A photorealistic band of consumer grade robots plays a rock and roll concert

The open letter, coordinated by the European Music Managers Alliance, demands consent, fair compensation, and transparency before any AI licensing moves forward.

A worldwide coalition of 31 organizations representing artists, songwriters and music managers published an open letter on June 22 demanding that record labels and publishers stop negotiating AI licensing deals without the meaningful consent of the creators whose work, voices, performances, likenesses and creative identities underpin those agreements. The letter was coordinated by the European Music Managers Alliance and signed by groups including Irving Azoff's Music Artists Coalition and the Songwriters of North America.

What the Letter Says

The letter, titled ‘Artists And Songwriters Must Not Be Pressured Into AI Deals Without Meaningful Consent,' argues that artists and songwriters with existing recording and publishing deals are being told by major labels and publishers that they will be opted into AI-related uses by default, with little actual choice offered. Those signing new deals, the letter adds, are being presented with AI rights clauses as a standard condition of signing.
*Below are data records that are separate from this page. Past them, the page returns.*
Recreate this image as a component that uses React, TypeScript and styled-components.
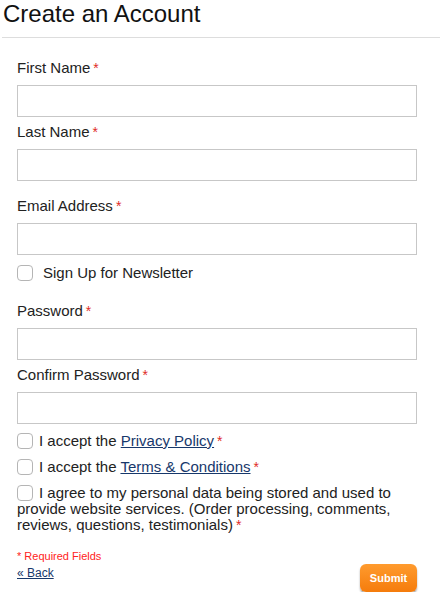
import React from "react";
import styled, {createGlobalStyle} from "styled-components";

const GlobalStyle = createGlobalStyle`
    body {
        margin: 0;
        background: #fff;
        font-family: "Liberation Sans", Arial, sans-serif;
        color: #222;
    }
`

type FieldProps = {
    label: string
    type?: string
}

const Field = ({label, type = "text"}: FieldProps) => {
    return (
        <StyledField>
            <StyledLabel>{label}<Star>*</Star></StyledLabel>
            <StyledInput type={type}/>
        </StyledField>
    )
}

export default function App() {
    return (
        <StyledPage>
            <GlobalStyle/>
            <StyledTitle>Create an Account</StyledTitle>

            <StyledForm>
                <StyledSection>
                    <Field label="First Name"/>
                    <Field label="Last Name"/>
                </StyledSection>

                <StyledSection $last={21}>
                    <Field label="Email Address" type="email"/>
                    <StyledNewsletter>
                        <StyledCheckbox type="checkbox"/>
                        <span>Sign Up for Newsletter</span>
                    </StyledNewsletter>
                </StyledSection>

                <StyledSection>
                    <Field label="Password" type="password"/>
                    <Field label="Confirm Password" type="password"/>
                </StyledSection>

                <StyledChecks>
                    <StyledCheckRow>
                        <StyledCheckbox type="checkbox"/>
                        I accept the <StyledLink href="#">Privacy Policy</StyledLink><Star>*</Star>
                    </StyledCheckRow>
                    <StyledCheckRow>
                        <StyledCheckbox type="checkbox"/>
                        I accept the <StyledLink href="#">Terms &amp; Conditions</StyledLink><Star>*</Star>
                    </StyledCheckRow>
                    <StyledAgree>
                        <StyledCheckbox type="checkbox"/>
                        I agree to my personal data being stored and used to provide website services. (Order
                        processing, comments, reviews, questions, testimonials)<Star>*</Star>
                    </StyledAgree>
                </StyledChecks>

                <StyledRequired>* Required Fields</StyledRequired>

                <StyledFooter>
                    <StyledBack href="#">« Back</StyledBack>
                    <StyledSubmit type="button">Submit</StyledSubmit>
                </StyledFooter>
            </StyledForm>
        </StyledPage>
    )
}

const StyledPage = styled.div`
    width: 440px;
`

const StyledTitle = styled.h1`
    margin: 0 0 0 2px;
    padding: 0 0 9px 1px;
    font-size: 24px;
    font-weight: 400;
    line-height: 28px;
    color: #111;
    border-bottom: 1px solid #ddd;
`

const StyledForm = styled.form`
    padding: 22px 23px 0 17px;
`

const StyledSection = styled.div<{ $last?: number }>`
    display: flex;
    flex-direction: column;
    gap: 7px;
    margin-bottom: ${props => props.$last ?? 17}px;
`

const StyledField = styled.div`
    display: flex;
    flex-direction: column;
    gap: 9px;
`

const StyledLabel = styled.label`
    font-size: 15px;
    line-height: 16px;
    color: #222;
`

const Star = styled.span`
    color: #e02b27;
    margin-left: 3px;
    font-size: 14px;
`

const StyledInput = styled.input`
    box-sizing: border-box;
    width: 400px;
    height: 32px;
    margin: 0;
    border: 1px solid #c7c7c7;
    border-radius: 0;
    background: #fff;
    font: inherit;
`

const StyledCheckbox = styled.input`
    appearance: none;
    box-sizing: border-box;
    width: 16px;
    height: 16px;
    margin: 0 6px 0 0;
    border: 1px solid #b5b5b5;
    border-radius: 4px;
    background: #fff;
    vertical-align: -3px;
`

const StyledNewsletter = styled.label`
    display: flex;
    align-items: center;
    gap: 4px;
    margin-top: 2px;
    font-size: 15px;
    line-height: 18px;
`

const StyledChecks = styled.div`
    display: flex;
    flex-direction: column;
    gap: 8px;
    margin-top: -9px;
`

const StyledCheckRow = styled.label`
    display: block;
    font-size: 15px;
    line-height: 18px;
`

const StyledAgree = styled.label`
    display: block;
    margin-top: 1px;
    font-size: 15px;
    line-height: 16px;
`

const StyledLink = styled.a`
    color: #17386b;
    text-decoration: underline;
`

const StyledRequired = styled.div`
    margin-top: 16px;
    font-size: 11px;
    line-height: 14px;
    color: #f22;
`

const StyledFooter = styled.div`
    display: flex;
    justify-content: space-between;
    align-items: flex-start;
`

const StyledBack = styled.a`
    margin-top: 3px;
    font-size: 12px;
    color: #17386b;
    text-decoration: underline;
`

const StyledSubmit = styled.button`
    margin-top: 1px;
    width: 57px;
    height: 28px;
    border: none;
    border-radius: 6px;
    background: linear-gradient(#ff9b2e, #f57c0c);
    box-shadow: 0 2px 2px rgba(0, 0, 0, 0.35);
    color: #fff;
    font-family: "Liberation Sans", Arial, sans-serif;
    font-weight: 700;
    font-size: 11px;
`
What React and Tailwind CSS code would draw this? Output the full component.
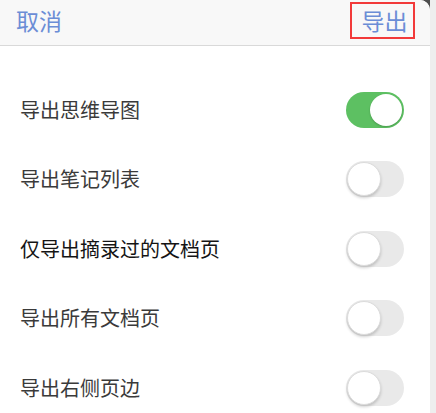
import React from "react";

const options = [
  { label: "导出思维导图", on: true, strong: false },
  { label: "导出笔记列表", on: false, strong: false },
  { label: "仅导出摘录过的文档页", on: false, strong: true },
  { label: "导出所有文档页", on: false, strong: false },
  { label: "导出右侧页边", on: false, strong: false },
];

function Toggle({ on }) {
  if (on) {
    return (
      <div className="relative w-[58px] h-[36px] rounded-full bg-[#5dc062]">
        <div className="absolute right-[2px] top-[2px] w-[32px] h-[32px] rounded-full bg-white shadow-[0_1px_2px_rgba(0,0,0,0.2)]" />
      </div>
    );
  }
  return (
    <div className="relative w-[58px] h-[36px] rounded-full bg-[#e9e9e9]">
      <div className="absolute left-[1px] top-[1px] w-[34px] h-[34px] rounded-full bg-white border border-[#dcdcdc] shadow-[0_2px_3px_rgba(0,0,0,0.18)]" />
    </div>
  );
}

export default function App() {
  return (
    <div
      className="flex w-[436px] h-[413px] bg-[#eeeeee] overflow-hidden"
      style={{ fontFamily: '"Noto Sans CJK SC", "Noto Sans", sans-serif' }}
    >
      <div className="w-[430px] h-full bg-[#4e4e4e]">
        <div className="h-full bg-white rounded-tr-[10px] overflow-hidden flex flex-col">
          <div className="h-[46px] shrink-0 bg-[#f8f8f8] border-b border-[#d9d9d9] flex items-start justify-between pl-[16px] pr-[15px] pt-[2px]">
            <span className="h-[37px] flex items-center text-[23px] leading-none text-[#6b8dd6]">
              取消
            </span>
            <span className="h-[37px] w-[65px] border-2 border-[#f23a3a] flex items-center justify-center pl-[4px] text-[23px] leading-none text-[#6b8dd6]">
              导出
            </span>
          </div>
          <div className="pt-[29px] flex flex-col">
            {options.map((o) => (
              <div
                key={o.label}
                className="h-[69.5px] flex items-center justify-between pl-[20px] pr-[26px]"
              >
                <span
                  className={
                    o.strong
                      ? "text-[20px] leading-none text-[#141414]"
                      : "text-[20px] leading-none text-[#3a3a3a]"
                  }
                >
                  {o.label}
                </span>
                <Toggle on={o.on} />
              </div>
            ))}
          </div>
        </div>
      </div>
    </div>
  );
}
The coalition frames the situation as a fundamental rights issue. Artists and songwriters, the letter states, ‘remain the primary holders of many of the rights at stake, including moral, neighbouring, image and personality rights.' Those rights, it argues, are ‘not label or publishers assets to be licensed without clear authority, consent and accountability.'

The letter also takes direct aim at what it calls hypocrisy in the industry's posture: labels and publishers rightly argue that AI companies need permission to train on their music catalogues, yet those same companies will not grant artists and songwriters the same rights over their own work.

Three Core Demands

The signatories outline three core principles they want implemented across the industry.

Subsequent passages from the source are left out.